Planning for world domination

The wheel has been set in motion. Today marks the day in which I start my plan for my ultimate goal: taking over Donut King...I mean the world.

I can't reveal too much at this time, although I can say that my grand, very elaborate scheme involves a peanut. Plus an army of geese. Oh, and the one hundred odd megatons worth of explosives to boot.

Why the geese? Well I thought that would be quite obvious. Geese are vicious, vicious animals. They have no fear, they feel no pain and most of all they love the taste of fresh blood, especially in the morning. If you've ever seen a steel-beaked goose attack a hapless serf you'd know what I'm on about.
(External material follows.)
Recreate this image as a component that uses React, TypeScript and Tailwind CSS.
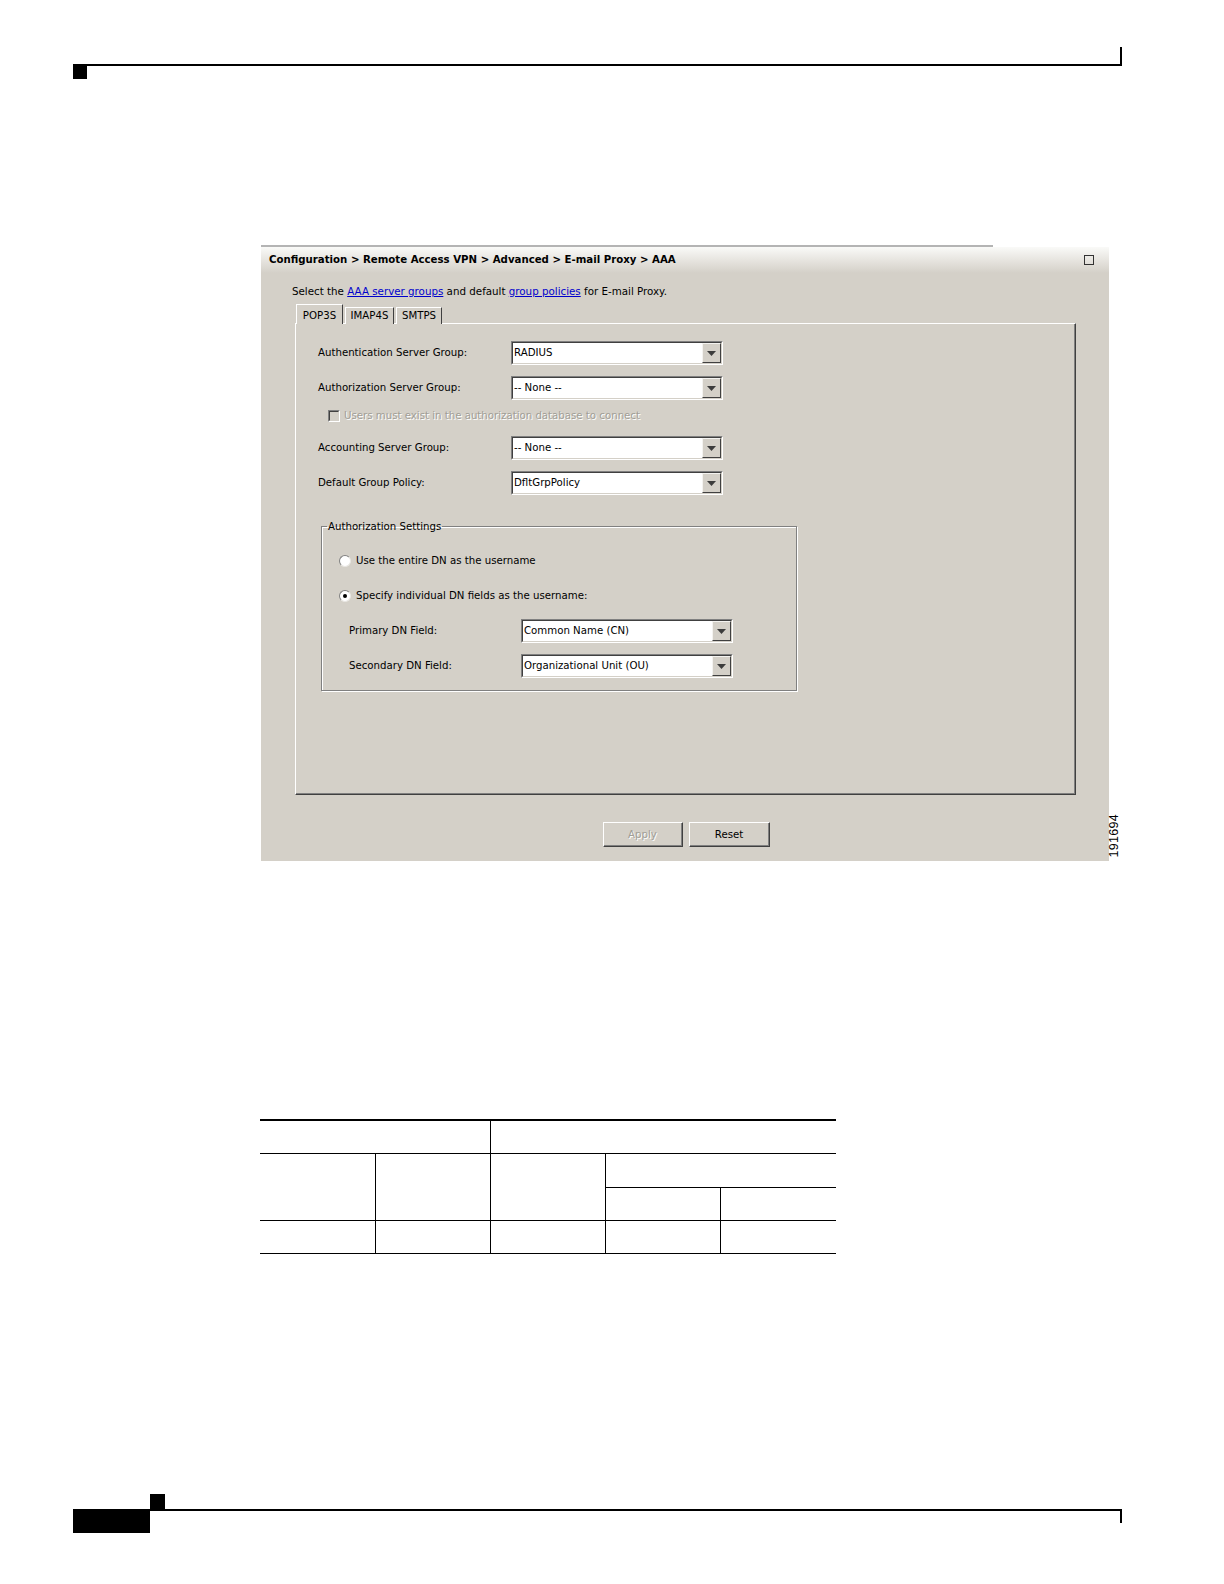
import React from 'react';

const FACE = 'bg-[#d4d0c8]';

function Combo({ value }: { value: string }) {
  return (
    <div className="w-[212px] h-[24px] flex border border-t-[#808080] border-l-[#808080] border-r-white border-b-white">
      <div className="flex-1 flex bg-white border border-t-[#404040] border-l-[#404040] border-r-[#d4d0c8] border-b-[#d4d0c8]">
        <span className="flex-1 pl-px leading-[20px] whitespace-nowrap">{value}</span>
        <div className={`w-[19px] h-full ${FACE} flex items-center justify-center border border-t-[#f4f3f0] border-l-[#f4f3f0] border-r-[#404040] border-b-[#404040]`}>
          <svg width="9" height="5" viewBox="0 0 9 5">
            <path d="M0 0 H9 L4.5 5 Z" fill="#3c3c3c" />
          </svg>
        </div>
      </div>
    </div>
  );
}

function Row({ label, value, labelW = 'w-[193px]' }: { label: string; value: string; labelW?: string }) {
  return (
    <div className="flex items-center h-[24px]">
      <span className={`${labelW} whitespace-nowrap`}>{label}</span>
      <Combo value={value} />
    </div>
  );
}

function Radio({ checked, label }: { checked?: boolean; label: string }) {
  return (
    <div className="flex items-center h-[13px] gap-[5px]">
      <div className="w-[12px] h-[12px] rounded-full bg-white border border-t-[#808080] border-l-[#808080] border-r-[#e8e6e2] border-b-[#e8e6e2] flex items-center justify-center">
        {checked && <div className="w-[4px] h-[4px] rounded-full bg-black" />}
      </div>
      <span className="whitespace-nowrap">{label}</span>
    </div>
  );
}

function Button({ label, disabled, w }: { label: string; disabled?: boolean; w: string }) {
  return (
    <div
      className={`${w} h-[25px] ${FACE} flex items-center justify-center border border-t-white border-l-white border-r-[#404040] border-b-[#404040] shadow-[inset_-1px_-1px_0_#808080] ${
        disabled ? 'text-[#a19e96] [text-shadow:1px_1px_0_#fff]' : 'text-black'
      }`}
    >
      {label}
    </div>
  );
}

export default function App() {
  return (
    <div className="w-[1224px] h-[1584px] bg-white flex flex-col overflow-hidden">
      {/* page header rule */}
      <div className="ml-[73px] mt-[47px] w-[1049px] h-[19px] border-b-2 border-r-2 border-black" />
      <div className="ml-[73px] w-[14px] h-[13px] bg-black" />

      {/* screenshot */}
      <div className="mt-[166px] ml-[261px] flex items-end">
        <div className="w-[848px] flex flex-col">
          <div className="h-[2px] w-[732px] bg-[#b4b4b4]" />
          <div className={`h-[614px] ${FACE} flex flex-col text-[10.2px] text-black font-['DejaVu_Sans',Verdana,sans-serif]`}>
            <div className="h-[26px] bg-gradient-to-b from-[#fafaf8] to-[#d4d0c8] flex items-center justify-between pl-[8px] pr-[15px]">
              <span className="font-bold text-[10.2px] whitespace-nowrap">
                Configuration &gt; Remote Access VPN &gt; Advanced &gt; E-mail Proxy &gt; AAA
              </span>
              <div className="w-[10px] h-[10px] border-[1.5px] border-[#333]" />
            </div>

            <div className="mt-[12px] ml-[31px] leading-[13px] whitespace-nowrap text-[10.3px]">
              Select the <span className="text-[#0000cc] underline">AAA server groups</span> and default{' '}
              <span className="text-[#0000cc] underline">group policies</span> for E-mail Proxy.
            </div>

            {/* tabs */}
            <div className="mt-[6px] ml-[35px] flex items-end gap-[2px] -mb-px relative z-10">
              <div className={`w-[47px] h-[20px] ${FACE} border-t border-l border-r border-t-white border-l-white border-r-[#404040] flex items-start justify-center pt-[3px]`}>
                POP3S
              </div>
              <div className={`w-[49px] h-[17px] ${FACE} border-t border-l border-r border-t-white border-l-white border-r-[#404040] flex items-center justify-center`}>
                IMAP4S
              </div>
              <div className={`w-[46px] h-[17px] ${FACE} border-t border-l border-r border-t-white border-l-white border-r-[#404040] flex items-center justify-center`}>
                SMTPS
              </div>
            </div>

            <div className="ml-[34px] w-[781px] h-[472px] border border-t-white border-l-white border-r-[#404040] border-b-[#404040] shadow-[inset_-1px_-1px_0_#808080] pl-[22px] pt-[17px] flex flex-col">
              <Row label="Authentication Server Group:" value="RADIUS" />
              <div className="mt-[11px]">
                <Row label="Authorization Server Group:" value="-- None --" />
              </div>
              <div className="mt-[9px] ml-[10px] flex items-center h-[13px] gap-[4px] text-[#a19e96] [text-shadow:1px_1px_0_#fff]">
                <div className="w-[12px] h-[12px] border border-t-[#808080] border-l-[#808080] border-r-white border-b-white">
                  <div className="w-full h-full border border-t-[#404040] border-l-[#404040] border-r-[#d4d0c8] border-b-[#d4d0c8]" />
                </div>
                <span className="whitespace-nowrap">Users must exist in the authorization database to connect</span>
              </div>
              <div className="mt-[14px]">
                <Row label="Accounting Server Group:" value="-- None --" />
              </div>
              <div className="mt-[11px]">
                <Row label="Default Group Policy:" value="DfltGrpPolicy" />
              </div>

              <fieldset className="mt-[25px] ml-[3px] w-[476px] border border-[#808080] shadow-[inset_1px_1px_0_#fff,1px_1px_0_#fff] pl-[17px] pb-[12px]">
                <legend className="-ml-[12px] px-px leading-[13px]">Authorization Settings</legend>
                <div className="mt-[21px]">
                  <Radio label="Use the entire DN as the username" />
                </div>
                <div className="mt-[22px]">
                  <Radio checked label="Specify individual DN fields as the username:" />
                </div>
                <div className="mt-[17px] ml-[10px]">
                  <Row label="Primary DN Field:" value="Common Name (CN)" labelW="w-[172px]" />
                </div>
                <div className="mt-[11px] ml-[10px]">
                  <Row label="Secondary DN Field:" value="Organizational Unit (OU)" labelW="w-[172px]" />
                </div>
              </fieldset>
            </div>

            <div className="mt-[27px] flex justify-center gap-[6px] pl-[2px]">
              <Button label="Apply" disabled w="w-[80px]" />
              <Button label="Reset" w="w-[81px]" />
            </div>
          </div>
        </div>
        <div className="-ml-px mb-[3px] [writing-mode:vertical-rl] rotate-180 text-[12.5px] leading-[13px] text-black tracking-[0.3px] font-['Liberation_Sans',Arial,sans-serif]">
          191694
        </div>
      </div>

      {/* empty table */}
      <table className="mt-[258px] ml-[260px] w-[576px] border-collapse border-t-2 border-black table-fixed">
        <tbody>
          <tr className="h-[33px]">
            <td colSpan={2} className="border-b border-black" />
            <td colSpan={3} className="border-b border-l border-black" />
          </tr>
          <tr className="h-[34px]">
            <td rowSpan={2} className="w-[115px] border-b border-black" />
            <td rowSpan={2} className="w-[115px] border-b border-l border-black" />
            <td rowSpan={2} className="w-[116px] border-b border-l border-black" />
            <td colSpan={2} className="border-b border-l border-black" />
          </tr>
          <tr className="h-[33px]">
            <td className="w-[115px] border-b border-l border-black" />
            <td className="w-[115px] border-b border-l border-black" />
          </tr>
          <tr className="h-[33px]">
            <td className="border-b border-black" />
            <td className="border-b border-l border-black" />
            <td className="border-b border-l border-black" />
            <td className="border-b border-l border-black" />
            <td className="border-b border-l border-black" />
          </tr>
        </tbody>
      </table>

      {/* page footer rule */}
      <div className="mt-[240px] ml-[150px] w-[15px] h-[15px] bg-black" />
      <div className="ml-[73px] flex">
        <div className="w-[77px] h-[24px] bg-black" />
        <div className="w-[972px] h-[14px] border-t-2 border-r-2 border-black" />
      </div>
    </div>
  );
}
Plus, geese are easy to keep in line. If some of them are misbehaving you only need to eat a few of them to show the rest you're not fooling around. And they're delicious too, which is a big bonus. No more thing as casualties of war. They'd just become dinner! Or lunch, or even breakfast if you were that keen.

And best of all...NObody suspects the geese!
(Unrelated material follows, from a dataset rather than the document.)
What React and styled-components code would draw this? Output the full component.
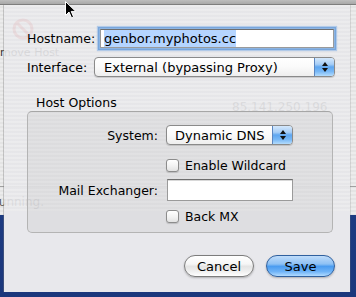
import React from "react";
import styled, { createGlobalStyle } from "styled-components";

const GlobalStyle = createGlobalStyle`
  html, body { margin: 0; padding: 0; }
  body { font-family: "DejaVu Sans", "Liberation Sans", sans-serif; }
`;

const FONT = `"DejaVu Sans", "Liberation Sans", sans-serif`;

const Desktop = styled.div`
  position: relative;
  width: 356px;
  height: 297px;
  overflow: hidden;
  background: linear-gradient(180deg, #23458f 0%, #1b377c 100%);
  font-family: ${FONT};
`;

const BackWindow = styled.div`
  position: absolute;
  left: 0;
  top: 0;
  width: 356px;
  height: 215px;
  background: repeating-linear-gradient(180deg, #ececec 0 2px, #e4e4e4 2px 4px);
`;

const TitleBar = styled.div`
  height: 4px;
  background: linear-gradient(180deg, #bdbdbd, #a8a8a8);
  border-bottom: 1px solid #7d7d7d;
`;

const Ghost = styled.div`
  position: absolute;
  left: ${(p) => p.$x}px;
  top: ${(p) => p.$y}px;
  font-size: ${(p) => p.$size || 12}px;
  line-height: 1;
  color: ${(p) => p.$color || "#555"};
  white-space: nowrap;
`;

const Separator = styled.div`
  position: absolute;
  left: 0;
  top: 186px;
  width: 356px;
  height: 1px;
  background: #a0a0a0;
`;

const Sheet = styled.div`
  position: absolute;
  left: 4px;
  top: 5px;
  width: 346px;
  height: 287px;
  box-sizing: border-box;
  padding: 24px 15px 0 23px;
  display: flex;
  flex-direction: column;
  background:
    linear-gradient(180deg, transparent 0 206px, #e8e8ec 206px),
    repeating-linear-gradient(
      180deg,
      rgba(236, 236, 238, 0.9) 0 2px,
      rgba(230, 230, 233, 0.9) 2px 4px
    );
  box-shadow: -1px 0 0 rgba(120, 120, 120, 0.35), 1px 0 0 rgba(120, 120, 120, 0.2);
`;

const Row = styled.div`
  display: flex;
  align-items: center;
  margin-top: ${(p) => p.$mt || 0}px;
`;

const Label = styled.div`
  width: ${(p) => p.$w}px;
  flex: none;
  font-size: 12.5px;
  color: #000;
  white-space: nowrap;
`;

const TextField = styled.div`
  box-sizing: border-box;
  width: ${(p) => p.$w}px;
  height: ${(p) => p.$h || 19}px;
  margin-left: ${(p) => p.$ml || 0}px;
  background: #fff;
  border: 1px solid #9a9a9a;
  border-top-color: #6e6e6e;
  display: flex;
  align-items: center;
  padding-left: 3px;
  font-size: 13px;
  color: #000;
  box-shadow: ${(p) =>
    p.$focus
      ? "0 0 0 1px #8cb4e2, 0 0 0 2px #78a6dc, 0 0 1px 3px rgba(140, 180, 228, 0.6)"
      : "inset 0 1px 0 #d8d8d8"};
`;

const Selection = styled.span`
  background: #b5d5ff;
  padding: 1px 0;
`;

const Popup = styled.div`
  box-sizing: border-box;
  width: ${(p) => p.$w}px;
  height: 20px;
  display: flex;
  border: 1px solid #8a8a8a;
  border-radius: 4px;
  overflow: hidden;
  background: linear-gradient(180deg, #ffffff 0%, #fafafa 50%, #eeeeee 100%);
  box-shadow: 0 1px 1px rgba(0, 0, 0, 0.15);
`;

const PopupText = styled.div`
  flex: 1;
  display: flex;
  align-items: center;
  padding-left: ${(p) => p.$pl || 8}px;
  font-size: 13px;
  color: #000;
  white-space: nowrap;
`;

const PopupArrows = styled.div`
  width: 19px;
  flex: none;
  display: flex;
  flex-direction: column;
  align-items: center;
  justify-content: center;
  gap: 2px;
  border-left: 1px solid #5b86c0;
  background: linear-gradient(
    180deg,
    #d4e8fc 0%,
    #a6cdf6 35%,
    #5ea6f0 50%,
    #78b8f6 75%,
    #b4dcfd 100%
  );
`;

const Tri = styled.div`
  width: 0;
  height: 0;
  border-left: 3px solid transparent;
  border-right: 3px solid transparent;
  ${(p) =>
    p.$up ? "border-bottom: 4px solid #111;" : "border-top: 4px solid #111;"}
`;

const SectionTitle = styled.div`
  margin: 19px 0 1px 9px;
  font-size: 12.5px;
  line-height: 14px;
  color: #000;
`;

const GroupBox = styled.div`
  box-sizing: border-box;
  height: 122px;
  margin-right: 2px;
  border: 1px solid #b4b4b4;
  border-top-color: #a6a6a6;
  border-radius: 5px;
  background: rgba(0, 0, 0, 0.045);
  padding-top: 13px;
  display: flex;
  flex-direction: column;
`;

const FormRow = styled.div`
  display: grid;
  grid-template-columns: 130px auto;
  column-gap: 8px;
  align-items: center;
  margin-top: ${(p) => p.$mt || 0}px;
`;

const FormLabel = styled.div`
  text-align: right;
  font-size: 12.5px;
  color: #000;
  white-space: nowrap;
`;

const CheckWrap = styled.label`
  display: flex;
  align-items: center;
  gap: 6px;
  font-size: 12.5px;
  height: 14px;
  color: #000;
  white-space: nowrap;
`;

const CheckBox = styled.span`
  box-sizing: border-box;
  width: 13px;
  height: 13px;
  border: 1px solid #8c8c8c;
  border-radius: 3px;
  background: linear-gradient(180deg, #ffffff 0%, #f2f2f2 55%, #e2e2e2 100%);
  box-shadow: 0 1px 1px rgba(0, 0, 0, 0.15);
`;

const Buttons = styled.div`
  display: flex;
  justify-content: flex-end;
  gap: 12px;
  margin-top: 22px;
`;

const Button = styled.div`
  box-sizing: border-box;
  width: ${(p) => p.$w}px;
  height: 22px;
  border-radius: 11px;
  display: flex;
  align-items: center;
  justify-content: center;
  font-size: 13px;
  color: #000;
  border: 1px solid ${(p) => (p.$primary ? "#30609e" : "#7c7c7c")};
  background: ${(p) =>
    p.$primary
      ? "linear-gradient(180deg, #bfdcfa 0%, #8ec1f4 40%, #4b9cf0 52%, #6fb3f7 78%, #b1dbff 100%)"
      : "linear-gradient(180deg, #ffffff 0%, #f6f6f6 40%, #e4e4e4 52%, #f0f0f0 78%, #ffffff 100%)"};
  box-shadow: 0 1px 2px rgba(0, 0, 0, 0.25);
`;

const CursorSvg = styled.svg`
  position: absolute;
  left: 65px;
  top: 1px;
`;

function NoSign() {
  return (
    <svg width="22" height="22" viewBox="0 0 22 22">
      <circle cx="11" cy="11" r="9" fill="none" stroke="#d54848" strokeWidth="3" />
      <line x1="4.5" y1="4.5" x2="17.5" y2="17.5" stroke="#d54848" strokeWidth="3" />
    </svg>
  );
}

export default function App() {
  return (
    <>
      <GlobalStyle />
      <Desktop>
        <BackWindow>
          <TitleBar />
          <Ghost $x={12} $y={18}>
            <NoSign />
          </Ghost>
          <Ghost $x={-14} $y={47} $size={11} $color="#333">
            Remove Host
          </Ghost>
          <Ghost $x={232} $y={101} $size={12} $color="#444">
            85.141.250.196
          </Ghost>
          <Separator />
          <Ghost $x={-9} $y={196} $size={12} $color="#555">
            Running.
          </Ghost>
        </BackWindow>

        <Sheet>
          <Row>
            <Label $w={73}>Hostname:</Label>
            <TextField $w={234} $focus>
              <Selection>genbor.myphotos.cc</Selection>
            </TextField>
          </Row>
          <Row $mt={9}>
            <Label $w={67}>Interface:</Label>
            <Popup $w={241}>
              <PopupText $pl={9}>External (bypassing Proxy)</PopupText>
              <PopupArrows>
                <Tri $up />
                <Tri />
              </PopupArrows>
            </Popup>
          </Row>

          <SectionTitle>Host Options</SectionTitle>
          <GroupBox>
            <FormRow>
              <FormLabel>System:</FormLabel>
              <Popup $w={127}>
                <PopupText>Dynamic DNS</PopupText>
                <PopupArrows>
                  <Tri $up />
                  <Tri />
                </PopupArrows>
              </Popup>
            </FormRow>
            <FormRow $mt={13}>
              <span />
              <CheckWrap>
                <CheckBox />
                Enable Wildcard
              </CheckWrap>
            </FormRow>
            <FormRow $mt={7}>
              <FormLabel>Mail Exchanger:</FormLabel>
              <TextField $w={126} $h={22} $ml={1} />
            </FormRow>
            <FormRow $mt={8}>
              <span />
              <CheckWrap>
                <CheckBox />
                Back MX
              </CheckWrap>
            </FormRow>
          </GroupBox>

          <Buttons>
            <Button $w={70}>Cancel</Button>
            <Button $w={69} $primary>
              Save
            </Button>
          </Buttons>
        </Sheet>

        <CursorSvg width="12" height="18" viewBox="0 0 12 18">
          <path
            d="M0.5 0.5 L0.5 14.5 L4 11 L6.5 16.8 L8.6 15.9 L6.2 10.4 L10.8 10.4 Z"
            fill="#000"
            stroke="#fff"
            strokeWidth="1"
          />
        </CursorSvg>
      </Desktop>
    </>
  );
}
Mehehehehehehehahahahahahahohohohohohohohuhuhuhu!



...Also I don't have enough followers to form an army of humans. So geese armed with sharpened steel beaks and a gun implant in their anus. Why the anus? Well so I can get my generals to yell to my enemies: "Suck anus bitch!", of course, as any self-respecting general would willingly perform.

I see the parallels to Austin Powers, where Dr Evil wants sharks with lasers on their heads but instead gets mutated seabass...except perhaps my geese won't be as vicious. I don't want any mishaps involving my precious, precious monkeys...I mean henchmen...

Of course, taking over the world by force won't be easy, even armed with an army of rabid geese. There will come a time when I will have to use guile and diplomacy to win over the hearts of those I'm trying to conquer. But, being no good at such things I will have to leave that to my ministers. And if they fail, a beheading will await them. No incompetency will be tolerated in this Empire.

All I need to do is to kill kill kill, and perhaps everyone else will fall in line. And, the world being so uncivil, no one will think to band together to oppose me! It's the perfect plan!